XKCD compiled a list of approximations several years back:
Many are just funny trivia, but you could use most of them as examples of the limits of empirical evidence, because empirical estimations using these formulas would seem to be strong evidence that they are correct, when mathematically they are complete nonsense.
If you keep a running tally of primes of the form $4k+1$ vs $4k+3$, it seems like the latter are always at least as numerous. But it was eventually shown each type takes the lead infinitely many times; it's just you have to get into huge numbers before the first lead for $4k+1$.
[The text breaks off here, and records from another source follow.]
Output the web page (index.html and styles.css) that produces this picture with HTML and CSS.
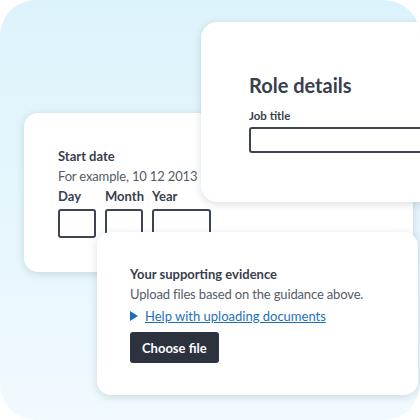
FILE: index.html
```html
<!DOCTYPE html>
<html lang="en">
<head>
    <meta charset="UTF-8">
    <meta name="viewport" content="width=device-width, initial-scale=1.0">
    <title>Form pages</title>
    <link rel="stylesheet" href="styles.css">
</head>
<body>
    <div class="fondo">
        <!-- Tarjeta de fecha -->
        <div class="tarjeta tarjeta-fecha">
            <p class="etiqueta">Start date</p>
            <p class="pista">For example, 10 12 2013</p>
            <div class="fecha">
                <span class="etiqueta">Day</span>
                <span class="etiqueta">Month</span>
                <span class="etiqueta">Year</span>
                <div class="caja"></div>
                <div class="caja"></div>
                <div class="caja"></div>
            </div>
        </div>

        <!-- Tarjeta del puesto -->
        <div class="tarjeta tarjeta-puesto">
            <h2>Role details</h2>
            <p class="etiqueta etiqueta-chica">Job title</p>
            <div class="caja caja-texto"></div>
        </div>

        <!-- Tarjeta de archivos -->
        <div class="tarjeta tarjeta-archivos">
            <p class="etiqueta">Your supporting evidence</p>
            <p class="pista">Upload files based on the guidance above.</p>
            <p class="detalle"><span class="flecha"></span><a href="#">Help with uploading documents</a></p>
            <button class="boton-archivo">Choose file</button>
        </div>
    </div>
</body>
</html>
```

FILE: styles.css
```css
body {
    margin: 0;
    font-family: Lato, "Noto Sans", sans-serif;
    color: #383f4b;
    background-color: white;
}

p {
    margin: 0;
}

.fondo {
    position: relative;
    width: 420px;
    height: 420px;
    border-radius: 36px;
    background: linear-gradient(180deg, #ddf3fc 0%, #e8f7fd 60%, #f1fafe 100%);
    overflow: hidden;
}

.tarjeta {
    position: absolute;
    background-color: white;
    border-radius: 14px;
    box-shadow: 0 2px 8px rgba(40, 70, 90, 0.18);
    box-sizing: border-box;
}

.etiqueta {
    font-size: 13px;
    font-weight: bold;
    line-height: 20px;
    white-space: nowrap;
}

.pista {
    font-size: 13px;
    letter-spacing: -0.15px;
    line-height: 20px;
    color: #555c66;
}

/* Fecha */
.tarjeta-fecha {
    left: 24px;
    top: 113px;
    width: 389px;
    height: 159px;
    padding: 33px 0 0 34px;
}

.fecha {
    display: grid;
    grid-template-columns: 38px 38px 59px;
    column-gap: 9px;
    row-gap: 3px;
}

.caja {
    height: 29px;
    border: 2px solid #3d4450;
    border-radius: 3px;
    box-sizing: border-box;
}

/* Puesto */
.tarjeta-puesto {
    left: 201px;
    top: 22px;
    width: 260px;
    height: 180px;
    border-radius: 16px;
    padding: 49px 0 0 48px;
}

.tarjeta-puesto h2 {
    margin: 0;
    font-size: 20px;
    line-height: 28px;
    font-weight: bold;
}

.etiqueta-chica {
    font-size: 11.5px;
    margin-top: 9px;
    line-height: 16px;
}

.caja-texto {
    margin-top: 3px;
    width: 200px;
    height: 26px;
}

/* Archivos */
.tarjeta-archivos {
    left: 97px;
    top: 232px;
    width: 321px;
    height: 163px;
    padding: 32px 0 0 33px;
}

.detalle {
    margin-top: 2px;
    font-size: 13px;
    line-height: 20px;
    display: flex;
    align-items: center;
    gap: 7px;
}

.detalle a {
    color: #1d70b8;
}

.flecha {
    width: 0;
    height: 0;
    border-top: 5px solid transparent;
    border-bottom: 5px solid transparent;
    border-left: 8px solid #1d70b8;
}

.boton-archivo {
    margin-top: 6px;
    padding: 0 12px;
    height: 31px;
    background-color: #2c323e;
    color: white;
    font-family: inherit;
    font-size: 13px;
    font-weight: bold;
    border: none;
    border-radius: 3px;
}
```
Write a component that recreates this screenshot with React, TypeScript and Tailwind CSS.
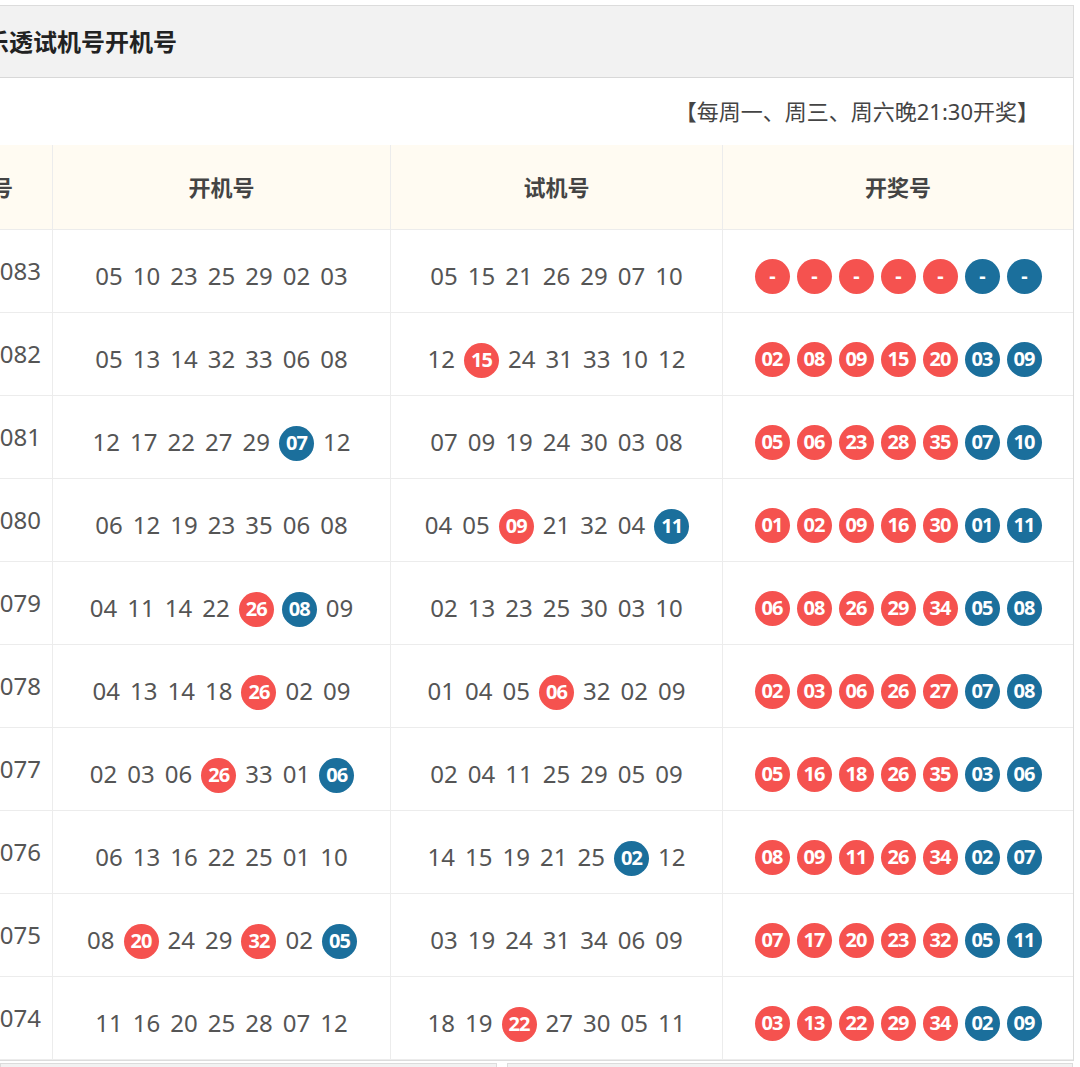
const rows: [string, string, string, string][] = [
  ["2025083", "05 10 23 25 29 02 03", "05 15 21 26 29 07 10", "- - - - - - -"],
  ["2025082", "05 13 14 32 33 06 08", "12 r15 24 31 33 10 12", "02 08 09 15 20 03 09"],
  ["2025081", "12 17 22 27 29 b07 12", "07 09 19 24 30 03 08", "05 06 23 28 35 07 10"],
  ["2025080", "06 12 19 23 35 06 08", "04 05 r09 21 32 04 b11", "01 02 09 16 30 01 11"],
  ["2025079", "04 11 14 22 r26 b08 09", "02 13 23 25 30 03 10", "06 08 26 29 34 05 08"],
  ["2025078", "04 13 14 18 r26 02 09", "01 04 05 r06 32 02 09", "02 03 06 26 27 07 08"],
  ["2025077", "02 03 06 r26 33 01 b06", "02 04 11 25 29 05 09", "05 16 18 26 35 03 06"],
  ["2025076", "06 13 16 22 25 01 10", "14 15 19 21 25 b02 12", "08 09 11 26 34 02 07"],
  ["2025075", "08 r20 24 29 r32 02 b05", "03 19 24 31 34 06 09", "07 17 20 23 32 05 11"],
  ["2025074", "11 16 20 25 28 07 12", "18 19 r22 27 30 05 11", "03 13 22 29 34 02 09"],
];

function Ball({ n, blue }: { n: string; blue?: boolean }) {
  return (
    <span
      className={
        "inline-flex items-center justify-center w-[35px] h-[35px] rounded-full text-white font-bold text-[20px] tracking-[-1px] " +
        (blue ? "bg-[#1b6f9c]" : "bg-[#f5524f]")
      }
    >
      {n}
    </span>
  );
}

function Nums({ s }: { s: string }) {
  return (
    <div className="flex items-center justify-center">
      {s.split(" ").map((t, i) => {
        if (t.startsWith("r")) return <span key={i} className="mx-[4px]"><Ball n={t.slice(1)} /></span>;
        if (t.startsWith("b")) return <span key={i} className="mx-[4px]"><Ball n={t.slice(1)} blue /></span>;
        return <span key={i} className="mx-[5px]">{t}</span>;
      })}
    </div>
  );
}

export default function App() {
  return (
    <div className="w-[1080px] h-[1067px] overflow-hidden bg-white" style={{ fontFamily: '"Noto Sans", "Noto Sans CJK SC", sans-serif' }}>
      <div className="ml-[-98px] w-[1172px] mt-[5px] border border-[#dcdcdc]">
        <div className="h-[72px] bg-[#f2f2f2] border-b border-[#d8d8d8] flex items-center pl-[58px] text-[24px] font-bold text-[#222]">
          大乐透试机号开机号
        </div>
        <div className="h-[67px] flex items-center justify-end pr-[34px] text-[22px] text-[#444]">
          【每周一、周三、周六晚21:30开奖】
        </div>
        <div className="grid grid-cols-[150px_338px_332px_1fr] text-[#555] text-[24px]">
          {["期号", "开机号", "试机号", "开奖号"].map((h, i) => (
            <div key={i} className={"h-[85px] bg-[#fffbf2] flex items-center font-bold text-[22px] text-[#444] border-b border-[#ececec] " + (i === 0 ? "justify-end pr-[39px] " : "justify-center ") + (i < 3 ? "border-r" : "")}>
              {h}
            </div>
          ))}
          {rows.map((r, ri) => (
            <div key={ri} className="contents">
              <div className="h-[83px] border-r border-b border-[#ececec] flex items-start justify-end pt-[23px] pr-[11px]">{r[0]}</div>
              <div className="h-[83px] border-r border-b border-[#ececec] flex items-center justify-center pt-[10px]"><Nums s={r[1]} /></div>
              <div className="h-[83px] border-r border-b border-[#ececec] flex items-center justify-center pt-[10px]"><Nums s={r[2]} /></div>
              <div className="h-[83px] border-b border-[#ececec] flex items-center justify-center gap-[7px] pt-[10px]">
                {r[3].split(" ").map((n, i) => <Ball key={i} n={n} blue={i >= 5} />)}
              </div>
            </div>
          ))}
        </div>
      </div>
      <div className="flex gap-[10px] mt-[2px] w-[1073px]">
        <div className="w-[497px] h-[10px] bg-[#f2f2f2] border border-[#dcdcdc]" />
        <div className="flex-1 h-[10px] bg-[#f2f2f2] border border-[#dcdcdc]" />
      </div>
    </div>
  );
}
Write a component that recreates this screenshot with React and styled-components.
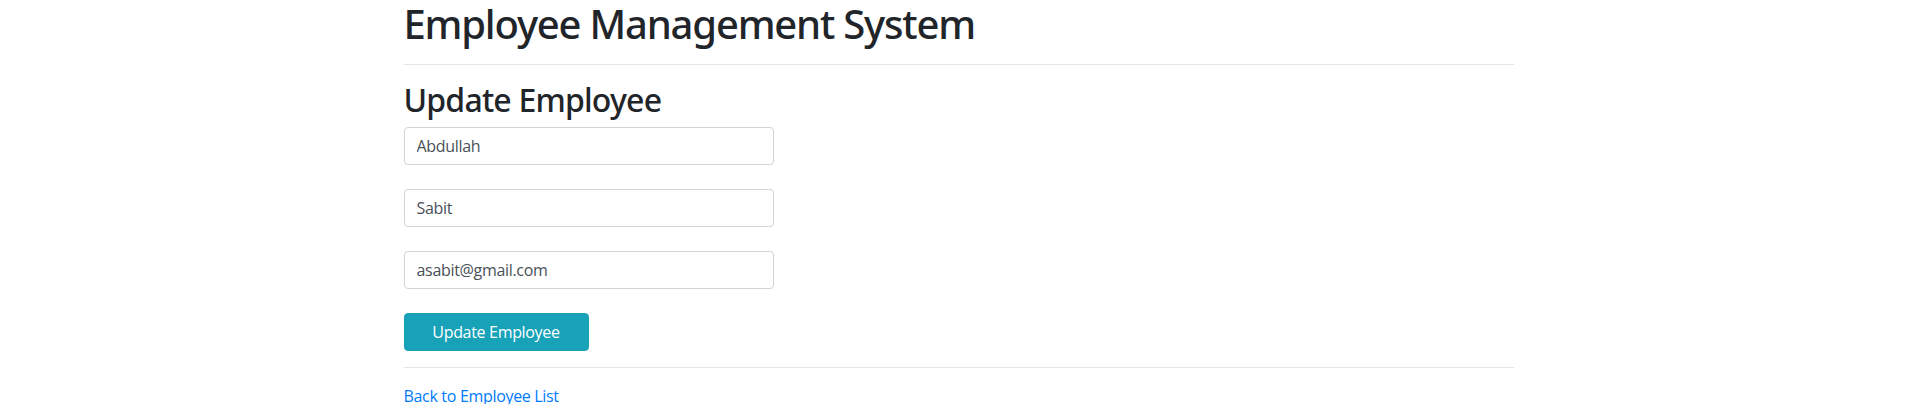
import React from "react";
import styled, { createGlobalStyle } from "styled-components";

const GlobalStyle = createGlobalStyle`
  html, body { margin: 0; padding: 0; background: #fff; }
  body {
    font-family: "Open Sans", "Noto Sans", sans-serif;
    font-size: 16px;
    line-height: 1.5;
    letter-spacing: -0.02em;
    color: #212529;
  }
  * { box-sizing: border-box; }
`;

const Container = styled.div`
  width: 1140px;
  margin: 0 auto;
  padding: 0 15px;
`;

const Title = styled.h1`
  margin: 0 0 14px;
  font-family: "Noto Sans", "Open Sans", sans-serif;
  font-size: 40px;
  font-weight: 500;
  line-height: 1.2;
  letter-spacing: -0.03em;
`;

const Rule = styled.hr`
  margin: 16px 0;
  border: 0;
  border-top: 1px solid rgba(0, 0, 0, 0.1);
`;

const SubTitle = styled.h2`
  margin: 0 0 8px;
  font-family: "Noto Sans", "Open Sans", sans-serif;
  font-size: 32px;
  font-weight: 500;
  line-height: 1.2;
  letter-spacing: -0.025em;
`;

const Form = styled.form`
  display: flex;
  flex-direction: column;
  align-items: flex-start;
  gap: 24px;
`;

const Input = styled.input`
  display: block;
  width: 370px;
  height: 38px;
  padding: 6px 12px;
  font-family: inherit;
  font-size: 16px;
  line-height: 1.5;
  letter-spacing: inherit;
  color: #495057;
  background: #fff;
  border: 1px solid #ced4da;
  border-radius: 4px;
  outline: none;
`;

const Button = styled.button`
  width: 185px;
  height: 38px;
  padding: 6px 12px;
  font-family: inherit;
  font-size: 16px;
  line-height: 1.5;
  letter-spacing: inherit;
  color: #fff;
  background: #17a2b8;
  border: 1px solid #17a2b8;
  border-radius: 4px;
  cursor: pointer;
`;

const Link = styled.a`
  color: #007bff;
  text-decoration: none;
`;

export default function App() {
  return (
    <>
      <GlobalStyle />
      <Container>
        <Title>Employee Management System</Title>
        <Rule />
        <SubTitle>Update Employee</SubTitle>
        <Form onSubmit={(e) => e.preventDefault()}>
          <Input type="text" defaultValue="Abdullah" />
          <Input type="text" defaultValue="Sabit" />
          <Input type="email" defaultValue="asabit@gmail.com" />
          <Button type="submit">Update Employee</Button>
        </Form>
        <Rule />
        <Link href="#">Back to Employee List</Link>
      </Container>
    </>
  );
}
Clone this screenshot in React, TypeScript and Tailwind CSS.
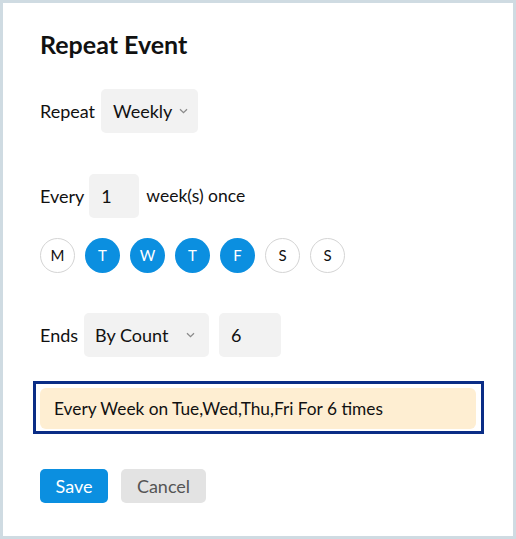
import React from "react";

const Chevron = () => (
  <svg width="9" height="6" viewBox="0 0 9 6" fill="none" className="shrink-0">
    <path d="M1 1.2 L4.5 4.6 L8 1.2" stroke="#8a8a8a" strokeWidth="1.3" />
  </svg>
);

const days = [
  { l: "M", on: false },
  { l: "T", on: true },
  { l: "W", on: true },
  { l: "T", on: true },
  { l: "F", on: true },
  { l: "S", on: false },
  { l: "S", on: false },
];

export default function App() {
  return (
    <div
      className="w-[516px] h-[539px] bg-[#cfdbe2] p-[3px]"
      style={{ fontFamily: "Lato, 'Open Sans', sans-serif" }}
    >
      <div className="h-full w-full bg-white pl-[37px] pt-[25px] text-[#111] text-[18px]">
        <h1 className="text-[25px] leading-[32px] font-bold text-[#111]">Repeat Event</h1>

        <div className="mt-[29px] flex items-center h-[44px]">
          <span>Repeat</span>
          <div className="ml-[6px] h-[44px] w-[97px] rounded-[5px] bg-[#f2f2f2] flex items-center pl-[12px] pr-[10px] justify-between">
            <span>Weekly</span>
            <Chevron />
          </div>
        </div>

        <div className="mt-[41px] flex items-center h-[44px]">
          <span>Every</span>
          <div className="ml-[5px] h-[44px] w-[50px] rounded-[5px] bg-[#f2f2f2] flex items-center pl-[12px]">
            1
          </div>
          <span className="ml-[7px] text-[17.5px]">week(s) once</span>
        </div>

        <div className="mt-[20px] flex gap-[10px]">
          {days.map((d, i) => (
            <div
              key={i}
              className={
                d.on
                  ? "w-[35px] h-[35px] rounded-full bg-[#0b8fe0] text-white flex items-center justify-center text-[15px]"
                  : "w-[35px] h-[35px] rounded-full border border-[#d4d4d4] bg-white text-[#111] flex items-center justify-center text-[15px]"
              }
            >
              {d.l}
            </div>
          ))}
        </div>

        <div className="mt-[40px] flex items-center h-[44px]">
          <span>Ends</span>
          <div className="ml-[6px] h-[44px] w-[125px] rounded-[5px] bg-[#f2f2f2] flex items-center pl-[11px] pr-[14px] justify-between">
            <span>By Count</span>
            <Chevron />
          </div>
          <div className="ml-[10px] h-[44px] w-[62px] rounded-[5px] bg-[#f2f2f2] flex items-center pl-[12px]">
            6
          </div>
        </div>

        <div className="mt-[24px] -ml-[7px] w-[451px] h-[53px] border-[3px] border-[#0a2d86] pl-[4px] pt-[4px] pr-[5px] pb-[2px]">
          <div className="h-full w-full rounded-[6px] bg-[#feeed2] flex items-center pl-[14px] text-[17.3px]">
            Every Week on Tue,Wed,Thu,Fri For 6 times
          </div>
        </div>

        <div className="mt-[35px] flex gap-[13px]">
          <button className="h-[34px] w-[68px] rounded-[5px] bg-[#0b8fe0] text-white text-[18px]">
            Save
          </button>
          <button className="h-[34px] w-[85px] rounded-[5px] bg-[#e3e3e3] text-[#555] text-[18px]">
            Cancel
          </button>
        </div>
      </div>
    </div>
  );
}
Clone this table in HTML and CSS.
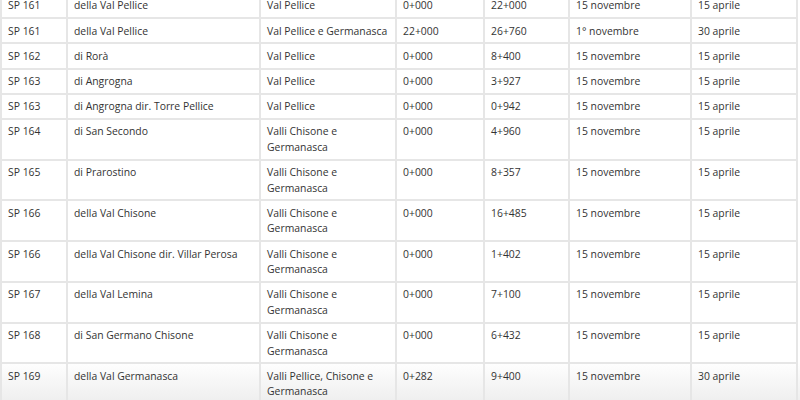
FILE: index.html
```html
<!DOCTYPE html>
<html lang="it">
<head>
<meta charset="utf-8">
<link rel="stylesheet" href="styles.css">
</head>
<body>
<div class="page">
<table class="roads">
<colgroup>
<col class="c-code"><col class="c-name"><col class="c-area"><col class="c-km1"><col class="c-km2"><col class="c-from"><col class="c-to">
</colgroup>
<tbody>
<tr><td>SP 161</td><td>della Val Pellice</td><td>Val Pellice</td><td>0+000</td><td>22+000</td><td>15 novembre</td><td>15 aprile</td></tr>
<tr><td>SP 161</td><td>della Val Pellice</td><td>Val Pellice e Germanasca</td><td>22+000</td><td>26+760</td><td>1° novembre</td><td>30 aprile</td></tr>
<tr><td>SP 162</td><td>di Rorà</td><td>Val Pellice</td><td>0+000</td><td>8+400</td><td>15 novembre</td><td>15 aprile</td></tr>
<tr><td>SP 163</td><td>di Angrogna</td><td>Val Pellice</td><td>0+000</td><td>3+927</td><td>15 novembre</td><td>15 aprile</td></tr>
<tr><td>SP 163</td><td>di Angrogna dir. Torre Pellice</td><td>Val Pellice</td><td>0+000</td><td>0+942</td><td>15 novembre</td><td>15 aprile</td></tr>
<tr><td>SP 164</td><td>di San Secondo</td><td>Valli Chisone e Germanasca</td><td>0+000</td><td>4+960</td><td>15 novembre</td><td>15 aprile</td></tr>
<tr><td>SP 165</td><td>di Prarostino</td><td>Valli Chisone e Germanasca</td><td>0+000</td><td>8+357</td><td>15 novembre</td><td>15 aprile</td></tr>
<tr><td>SP 166</td><td>della Val Chisone</td><td>Valli Chisone e Germanasca</td><td>0+000</td><td>16+485</td><td>15 novembre</td><td>15 aprile</td></tr>
<tr><td>SP 166</td><td>della Val Chisone dir. Villar Perosa</td><td>Valli Chisone e Germanasca</td><td>0+000</td><td>1+402</td><td>15 novembre</td><td>15 aprile</td></tr>
<tr><td>SP 167</td><td>della Val Lemina</td><td>Valli Chisone e Germanasca</td><td>0+000</td><td>7+100</td><td>15 novembre</td><td>15 aprile</td></tr>
<tr><td>SP 168</td><td>di San Germano Chisone</td><td>Valli Chisone e Germanasca</td><td>0+000</td><td>6+432</td><td>15 novembre</td><td>15 aprile</td></tr>
<tr><td>SP 169</td><td>della Val Germanasca</td><td>Valli Pellice, Chisone e Germanasca</td><td>0+282</td><td>9+400</td><td>15 novembre</td><td>30 aprile</td></tr>
</tbody>
</table>
</div>
</body>
</html>
```
FILE: styles.css
```css
html, body {
  margin: 0;
  padding: 0;
  background: #fff;
}
.page {
  width: 800px;
  height: 400px;
  overflow: hidden;
  background: linear-gradient(to bottom, #fff 0, #fff 362px, #f9f9f9 375px, #efefef 400px);
}
.roads {
  margin-top: -8px;
  width: 798px;
  table-layout: fixed;
  border-collapse: collapse;
  font-family: "Open Sans", "DejaVu Sans", sans-serif;
  font-size: 10.4px;
  line-height: 15.6px;
  color: #333;
}
.roads td {
  border: 2px solid #e6e6e6;
  padding: 4.4px 3px 3.2px 6px;
  vertical-align: top;
  text-align: left;
}
.c-code { width: 66px; }
.c-name { width: 193px; }
.c-area { width: 136px; }
.c-km1 { width: 88px; }
.c-km2 { width: 85px; }
.c-from { width: 122px; }
.c-to { width: 106px; }
```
If you are open to other fields that strongly rely on mathematics, you can use the Rayleigh-Jeans catastrophe as an example:
The term "ultraviolet catastrophe" was first used in 1911 by Paul Ehrenfest, but the concept originated with the 1900 statistical derivation of the Rayleigh–Jeans law. The phrase refers to the fact that the Rayleigh–Jeans law accurately predicts experimental results at radiative frequencies below 105 GHz, but begins to diverge with empirical observations as these frequencies reach the ultraviolet region of the electromagnetic spectrum.1 Since the first appearance of the term, it has also been used for other predictions of a similar nature, as in quantum electrodynamics and such cases as ultraviolet divergence.
The beginning times of quantum physics is full of such examples. This particular one was solved by Max Planck and physics has never been the same since then.